What really complicates the issue is that the Turkish government has officially declared the unusually shaped mound of David Fasold's to be the official resting place of Noah's Ark. That doctrine effectively precludes any further excavations on Mount Ararat for the relics seen by Navarra, Hagopian, Davis, and the others. Some speculate that this is exactly what the Turkish government intended---to keep foreigners from swarming all over the northern face of the mountain and presumably spying on their military fortifications.
But it's still hard not to be impressed with the testimony of so many eyewitnesses, like Ahmet Ali Arslan, a former Voice of America broadcaster and now the Washington bureau chief for a Turkish newspaper. He grew up around Mount Ararat, making more than 50 climbs to the summit with many internationally recognized explorers like Ferdnand Navarra and American astronaut, the late James Irwin. He knows the mountain like few people do. In 1989, he climbed the north face of Mount Ararat to check a certain area, which was in a satellite photograph as being the site of Noah's Ark. About 2,000 feet below the summit, and after sliding down several hundred feet, he noticed a building-type structure made of wood buried in the snow about 200 feet away. It contained straight beams and almost looked like a captain's cabin. It should not have been there, yet it was.
And one of the most fascinating accounts comes from George Zamal, an unassuming man now living in Southern California. He climbed Mount Ararat three times in search of Noah's Ark, finding it on the third climb in 1984. He was with a friend, Vladimir Zabinski, who would climb every year seeking the relic. The year before, Vladimir had seen a dark cave high on the mountain. Before he could get to it, an avalanche of ice and rocks prevented him. Vladimir was insistent about trying to find it again.
The two men searched for three days, constantly in danger of falling into one of the many deep crevasses that scar the mountain. Finally, George hit the ice with his axe and heard a hollow echo. The men dug and made a hole big enough to crawl into the cave. Using flashlights, they noticed the walls and floor were not stones and dirt, but were made of wood. It was very old, dark wood, and they realized they were not in a cave, but in a man-made structure. Looking around, they discovered pens of the type used to contain animals. They could see other rooms with other pens and railings. All was blocked by ice.

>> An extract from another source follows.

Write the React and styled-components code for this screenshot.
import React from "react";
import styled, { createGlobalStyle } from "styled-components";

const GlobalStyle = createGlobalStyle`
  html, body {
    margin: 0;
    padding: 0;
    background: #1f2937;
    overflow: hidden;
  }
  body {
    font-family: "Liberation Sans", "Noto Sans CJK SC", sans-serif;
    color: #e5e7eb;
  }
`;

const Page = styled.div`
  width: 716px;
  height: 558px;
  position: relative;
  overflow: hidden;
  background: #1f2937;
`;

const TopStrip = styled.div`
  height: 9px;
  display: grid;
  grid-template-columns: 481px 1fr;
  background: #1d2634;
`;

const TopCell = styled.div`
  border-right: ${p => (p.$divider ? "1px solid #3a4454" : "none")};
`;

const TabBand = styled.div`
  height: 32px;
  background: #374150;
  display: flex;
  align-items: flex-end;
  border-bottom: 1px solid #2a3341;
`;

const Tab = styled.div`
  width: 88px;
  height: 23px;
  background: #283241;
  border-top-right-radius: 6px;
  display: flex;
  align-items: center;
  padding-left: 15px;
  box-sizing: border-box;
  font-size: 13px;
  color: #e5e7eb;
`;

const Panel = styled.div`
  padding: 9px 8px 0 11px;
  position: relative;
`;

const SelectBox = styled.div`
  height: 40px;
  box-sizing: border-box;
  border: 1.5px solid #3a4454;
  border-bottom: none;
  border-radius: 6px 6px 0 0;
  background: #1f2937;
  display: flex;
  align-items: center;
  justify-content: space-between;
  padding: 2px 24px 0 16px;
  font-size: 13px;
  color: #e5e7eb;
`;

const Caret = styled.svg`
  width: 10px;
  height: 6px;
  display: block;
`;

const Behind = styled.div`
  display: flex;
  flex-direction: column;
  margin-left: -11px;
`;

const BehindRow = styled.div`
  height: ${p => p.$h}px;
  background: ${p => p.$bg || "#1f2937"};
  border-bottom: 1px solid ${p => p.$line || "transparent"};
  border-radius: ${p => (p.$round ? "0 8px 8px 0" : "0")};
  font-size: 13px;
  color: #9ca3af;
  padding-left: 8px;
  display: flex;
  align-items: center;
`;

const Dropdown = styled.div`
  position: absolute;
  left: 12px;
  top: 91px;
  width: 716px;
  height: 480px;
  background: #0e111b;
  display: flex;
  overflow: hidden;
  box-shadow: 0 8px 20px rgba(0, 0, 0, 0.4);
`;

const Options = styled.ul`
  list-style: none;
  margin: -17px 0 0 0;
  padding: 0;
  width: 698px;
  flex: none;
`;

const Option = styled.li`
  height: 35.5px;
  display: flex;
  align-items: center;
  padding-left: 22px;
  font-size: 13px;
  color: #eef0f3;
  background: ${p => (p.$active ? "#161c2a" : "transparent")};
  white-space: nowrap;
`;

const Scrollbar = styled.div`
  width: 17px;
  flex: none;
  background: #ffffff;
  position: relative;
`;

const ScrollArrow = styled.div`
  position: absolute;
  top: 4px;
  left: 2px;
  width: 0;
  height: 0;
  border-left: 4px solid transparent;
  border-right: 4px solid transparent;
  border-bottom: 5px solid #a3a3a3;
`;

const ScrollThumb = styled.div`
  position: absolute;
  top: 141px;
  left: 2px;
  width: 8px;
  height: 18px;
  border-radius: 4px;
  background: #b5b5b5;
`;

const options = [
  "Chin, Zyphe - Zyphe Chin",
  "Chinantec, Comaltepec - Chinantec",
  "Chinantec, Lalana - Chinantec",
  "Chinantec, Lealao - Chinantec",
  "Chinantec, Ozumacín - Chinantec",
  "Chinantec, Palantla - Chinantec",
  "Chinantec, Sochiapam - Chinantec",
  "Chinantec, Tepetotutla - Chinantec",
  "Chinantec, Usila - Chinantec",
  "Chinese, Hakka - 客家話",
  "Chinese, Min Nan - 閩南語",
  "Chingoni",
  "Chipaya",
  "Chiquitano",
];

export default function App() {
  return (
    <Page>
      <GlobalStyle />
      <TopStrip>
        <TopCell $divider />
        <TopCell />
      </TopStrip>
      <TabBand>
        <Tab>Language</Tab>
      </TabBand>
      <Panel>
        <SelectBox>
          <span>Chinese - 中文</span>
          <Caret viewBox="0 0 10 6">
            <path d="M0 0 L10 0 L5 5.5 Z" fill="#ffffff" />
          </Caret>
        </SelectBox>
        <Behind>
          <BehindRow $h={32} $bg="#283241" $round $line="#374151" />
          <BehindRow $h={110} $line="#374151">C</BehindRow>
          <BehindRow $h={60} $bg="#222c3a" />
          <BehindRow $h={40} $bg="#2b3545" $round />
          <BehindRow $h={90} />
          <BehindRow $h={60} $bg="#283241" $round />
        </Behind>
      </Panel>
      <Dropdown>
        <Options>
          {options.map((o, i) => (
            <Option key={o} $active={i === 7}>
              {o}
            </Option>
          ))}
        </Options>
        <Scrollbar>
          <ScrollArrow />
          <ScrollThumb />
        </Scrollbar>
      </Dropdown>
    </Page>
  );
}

George Zamal said they were terribly excited and wanted to take a piece of wood as proof that they had found the Ark, but the wood was so hard, they had to cut, pry and yank to get it loose. They ended up with tiny chunks of the relic. Since it was their plan to show everyone proof that they had found the Ark, intending on returning with a team of scholars and excavators at a later date, they crawled back outside to take pictures of the exact location on the mountain, using George's camera. When it came time for Vladimir to take George's picture, Vladimir stepped too far back and fell. It made some noise and started an avalanche. The crevasse was too deep for George to get to Vladimir and Vladimir died. After Vladimir's death, George didn't think it was right to capitalize on the discovery. "You see," he said, "Vladimir was the one who insisted we look for the cave. Because of him, we found the Ark. To me, this piece of wood is so precious, and a gift from God."
And there's also the report from Jan vanden Bosch of the Dutch National Television and astronaut James Irvin. They were flying around the Ahora Gorge, when they found a third piece of the Ark on a ledge lower down than the two larger pieces. They took a most unusual photograph of it. It was sticking out of the snowcap. James Irvin didn't want to announce his discovery until he could mount a ground expedition to the photographed site of discovery. Sadly, he died before he could return.

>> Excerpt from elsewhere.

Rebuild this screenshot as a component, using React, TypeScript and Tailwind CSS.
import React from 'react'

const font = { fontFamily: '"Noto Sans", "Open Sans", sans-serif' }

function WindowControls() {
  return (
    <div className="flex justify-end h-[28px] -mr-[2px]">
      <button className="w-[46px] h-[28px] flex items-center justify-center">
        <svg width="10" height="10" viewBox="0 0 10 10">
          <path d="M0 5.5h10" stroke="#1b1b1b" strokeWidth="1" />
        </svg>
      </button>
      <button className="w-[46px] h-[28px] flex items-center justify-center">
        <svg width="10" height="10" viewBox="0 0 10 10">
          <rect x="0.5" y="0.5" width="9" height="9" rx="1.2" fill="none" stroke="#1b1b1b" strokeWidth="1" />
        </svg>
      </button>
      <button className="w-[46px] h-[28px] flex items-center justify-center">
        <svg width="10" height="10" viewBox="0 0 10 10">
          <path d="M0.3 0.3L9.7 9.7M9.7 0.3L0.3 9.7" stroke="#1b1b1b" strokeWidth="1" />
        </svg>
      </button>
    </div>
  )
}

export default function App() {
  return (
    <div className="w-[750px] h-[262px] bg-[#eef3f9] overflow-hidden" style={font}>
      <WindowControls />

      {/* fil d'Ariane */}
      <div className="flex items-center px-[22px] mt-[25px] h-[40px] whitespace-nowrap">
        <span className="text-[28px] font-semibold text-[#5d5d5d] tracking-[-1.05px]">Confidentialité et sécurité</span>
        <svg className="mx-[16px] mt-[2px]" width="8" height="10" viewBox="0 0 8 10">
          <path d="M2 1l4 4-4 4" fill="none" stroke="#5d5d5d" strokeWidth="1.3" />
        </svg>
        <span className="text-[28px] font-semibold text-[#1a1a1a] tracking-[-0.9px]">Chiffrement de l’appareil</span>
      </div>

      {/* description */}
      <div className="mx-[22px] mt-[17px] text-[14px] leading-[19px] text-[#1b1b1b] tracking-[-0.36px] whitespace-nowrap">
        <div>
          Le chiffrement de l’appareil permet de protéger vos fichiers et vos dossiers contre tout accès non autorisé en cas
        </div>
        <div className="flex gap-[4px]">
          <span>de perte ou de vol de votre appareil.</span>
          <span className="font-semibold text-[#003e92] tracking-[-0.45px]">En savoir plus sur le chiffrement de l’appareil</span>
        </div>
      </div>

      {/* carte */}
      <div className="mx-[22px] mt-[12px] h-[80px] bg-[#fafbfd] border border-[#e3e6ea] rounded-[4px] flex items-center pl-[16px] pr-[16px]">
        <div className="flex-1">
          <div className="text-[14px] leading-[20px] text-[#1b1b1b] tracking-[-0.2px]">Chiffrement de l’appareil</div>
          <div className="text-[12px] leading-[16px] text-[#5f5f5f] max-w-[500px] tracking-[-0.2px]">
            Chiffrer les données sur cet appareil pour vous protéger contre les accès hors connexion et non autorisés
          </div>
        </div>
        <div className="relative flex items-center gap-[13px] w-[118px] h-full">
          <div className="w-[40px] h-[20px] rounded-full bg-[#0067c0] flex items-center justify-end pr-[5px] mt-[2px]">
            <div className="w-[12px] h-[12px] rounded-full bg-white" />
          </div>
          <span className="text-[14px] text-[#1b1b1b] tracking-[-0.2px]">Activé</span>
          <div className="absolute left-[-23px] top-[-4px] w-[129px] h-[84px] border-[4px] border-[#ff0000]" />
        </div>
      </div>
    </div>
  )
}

An interesting sidebar to all this is the report from Salih Bayraktutan, head of geology at Ataturk University in Turkey. He claims the man-made structure on the plains, 17 miles south of Mount Ararat, is more than 100,000 years old; which means it was built 94,000 years before God created the world, which according to one Bishop Ussher, was in 4004 B.C. In 1984 and 1985, Americans Marvin Steffens and Ron Wyatt visited this site and took samples. In 1988, Vendyl Jones took actual measurements, showing the 'vessel' to be 515 feet long and 139 feet wide [which goes against the Biblical 50 cubits in width, which would have measured about 86 feet]. It also rests at an altitude of 7000 feet, near the village of Uzengili and immediately below the mountain of Al Judi, named in the Koran as the resting place of the Ark. Round about lie huge stones with holes carved at one end, said to be 'drogue stones' dragged behind ancient ships to stabilize them. David Fasold also reported that 'radar imagery at about 75 feet down from the stern is so clear that you can count the floor-boards between the walls.' He also believed it is the fossilized remains of the upper deck and that the original reed substructure has disappeared. Unfortunately, since he doesn't mention any control sounding being taken outside the area of the 'Ark,' the evidence becomes useless.

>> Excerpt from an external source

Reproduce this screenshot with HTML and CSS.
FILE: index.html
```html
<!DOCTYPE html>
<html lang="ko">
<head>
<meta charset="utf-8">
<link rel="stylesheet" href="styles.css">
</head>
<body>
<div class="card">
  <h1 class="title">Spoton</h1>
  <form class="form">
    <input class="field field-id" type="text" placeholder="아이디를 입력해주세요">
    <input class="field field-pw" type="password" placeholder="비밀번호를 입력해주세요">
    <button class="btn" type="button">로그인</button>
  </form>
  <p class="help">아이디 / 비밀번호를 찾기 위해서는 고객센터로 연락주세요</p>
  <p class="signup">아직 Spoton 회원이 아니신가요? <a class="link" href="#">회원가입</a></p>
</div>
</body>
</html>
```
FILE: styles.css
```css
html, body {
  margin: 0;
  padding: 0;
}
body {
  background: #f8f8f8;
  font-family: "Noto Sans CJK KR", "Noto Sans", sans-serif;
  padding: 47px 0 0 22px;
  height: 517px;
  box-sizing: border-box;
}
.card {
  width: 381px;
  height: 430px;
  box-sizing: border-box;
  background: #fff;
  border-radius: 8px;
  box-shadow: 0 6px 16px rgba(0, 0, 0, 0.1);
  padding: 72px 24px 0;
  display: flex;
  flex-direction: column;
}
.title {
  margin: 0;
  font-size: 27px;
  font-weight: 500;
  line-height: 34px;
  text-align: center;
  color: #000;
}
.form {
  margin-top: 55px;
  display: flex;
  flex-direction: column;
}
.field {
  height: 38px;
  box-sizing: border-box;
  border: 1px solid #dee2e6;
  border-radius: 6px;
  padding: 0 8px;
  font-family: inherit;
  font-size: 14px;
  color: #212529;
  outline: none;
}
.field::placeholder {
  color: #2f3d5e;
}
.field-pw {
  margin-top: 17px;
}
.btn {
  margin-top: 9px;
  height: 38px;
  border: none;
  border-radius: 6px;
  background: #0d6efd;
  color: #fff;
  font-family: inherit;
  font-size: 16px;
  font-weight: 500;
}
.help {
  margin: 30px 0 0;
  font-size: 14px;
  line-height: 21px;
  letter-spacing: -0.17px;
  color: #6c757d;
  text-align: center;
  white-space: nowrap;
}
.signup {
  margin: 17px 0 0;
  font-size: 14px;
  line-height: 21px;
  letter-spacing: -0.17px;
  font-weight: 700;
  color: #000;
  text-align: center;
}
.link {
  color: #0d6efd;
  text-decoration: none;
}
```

In 275 B.C., the Babylonian historian Berossos said that the Ark of Xisuthros was still to be seen in the Kurdish mountains of Armenia; one ingenious theory holds that this was the same stone simulacrum of a boat that is located on the grassy plains near the village of Uzengili. If the original 'discovery' made it into the pages of the Bible and the Koran, then in one sense, the Ark of the Bible has been rediscovered.
One thing is certain. Whether Noah's Ark rests on Mount Ararat or the grassy plains 17 miles away or somewhere entirely different, both Fasold and Shockey have discovered something very unique. Only further exploration and detailed analysis will reveal exactly what it is they have each found.